Administration Will Cut Border Patrol Deployed on U.S-Mexico Border

Terence P. Jeffrey, CNS News, Sept. 24, 2009

Even though the Border Patrol now reports that almost 1,300 miles of the U.S.-Mexico border is not under effective control, and the Department of Justice says that vast stretches of the border are “easily breached,” and the Government Accountability Office has revealed that three persons “linked to terrorism” and 530 aliens from “special interest countries” were intercepted at Border Patrol checkpoints last year, the administration is nonetheless now planning to decrease the number of Border Patrol agents deployed on the U.S.-Mexico border.

Border Patrol Director of Media Relations Lloyd Easterling confirmed this week–as I first reported in my column yesterday–that his agency is planning for a net decrease of 384 agents on the U.S.-Mexico border in fiscal 2010, which begins on October 1.

A Department of Homeland Security annual performance review updated by the Obama administration on May 7 said the Border Patrol “plans to move several hundred Agents from the Southwest Border to the Northern Border to meet the FY 2010 staffing requirements, with only a small increase in new agents for the Southwest Border in the same year.”

Easterling said on Tuesday that in fiscal 2009, 17,399 Border Patrol agents have been deployed on the U.S.-Mexico border. In fiscal year 2010, the Border Patrol plans to decrease that by 384 agents, leaving 17,015 deployed along the Mexican frontier. At the same time, the number of Border Patrol agents deployed on the U.S.-Canada border will be increased by 414, from a fiscal 2009 total of 1,798 agents to a fiscal 2010 total of 2,212.

The Border Patrol is responsible for securing a total of 8,607 miles of border, including the U.S.-Mexico border, the U.S.-Canada border from Washington state to Maine, and sectors of coastline in the Gulf of Mexico, Florida, Puerto Rico and the U.S. Virgin Islands.

Each year, the Border Patrol sets a goal for “border miles under effective control (including certain coastal sectors).” “Effective control,” as defined by U.S. Customs and Border Protection, means that when the Border Patrol detects an illegal border crosser in a particular area of the border the agency can be expected to succeed in apprehending that person.

In the May 7 update of its performance review, DHS said the Border Patrol’s goal for fiscal 2009 was to have 815 of the 8,607 miles of border for which the agency is responsible under “effective control.” The review also said the Border Patrol’s goal for fiscal 2010 was to again have 815 miles of border under “effective control,” meaning DHS was not planning to secure a single additional mile of border in the coming year.

However, Acting Deputy Assistant Customs and Border Protection Commissioner Todd Owen told a House committee in July that the Border Patrol already had 894 miles of border under effective control as of May 31 of this year.
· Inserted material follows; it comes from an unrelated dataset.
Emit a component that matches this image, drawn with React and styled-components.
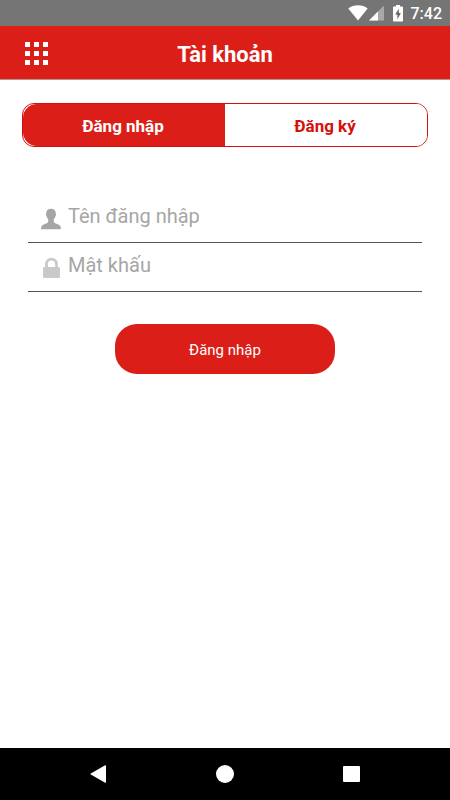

These 894 miles, Owen said, included 697 miles on the Mexican border, 32 miles on the Canadian border and 165 miles in the coastal sectors.

Easterling said this week that as of now the Border Patrol still has the same 894 miles of border under effective control that it had under effective control as of May 31. He also said the agency would not relinquish control of any of these miles in the coming year. After the beginning of the new fiscal year, he said, the Border Patrol would reevaluate the situation and set a new goal for border miles under “effective control” for 2010 that would at least equal, and might exceed, the 894 miles currently under effective control.

“The intention is to take back the border incrementally, and make gains that we can keep,” Easterling said. “We do not intend, nor will we give back, miles that we have gained control over.”

Easterling said the Border Patrol would be able to maintain the current number of miles under effective control on the Mexico border with fewer agents deployed there thanks to “force multipliers,” including new fencing, roads and other infrastructure that has been built in recent years. He also cited the assistance the Border Patrol receives from local police and sheriffs departments and community watch groups.

But even if the Border Patrol is able to maintain or marginally improve on the current level of security on the U.S.-Mexico border, most of the border will remain effectively open to smuggling both contraband and persons.

The entire U.S.-Mexico border is 1,954 miles long, according to the International Boundary and Water Commission. While 697 of those miles are now under “effective control,” according to the Border Patrol, 1,257 miles are not under “effective control.”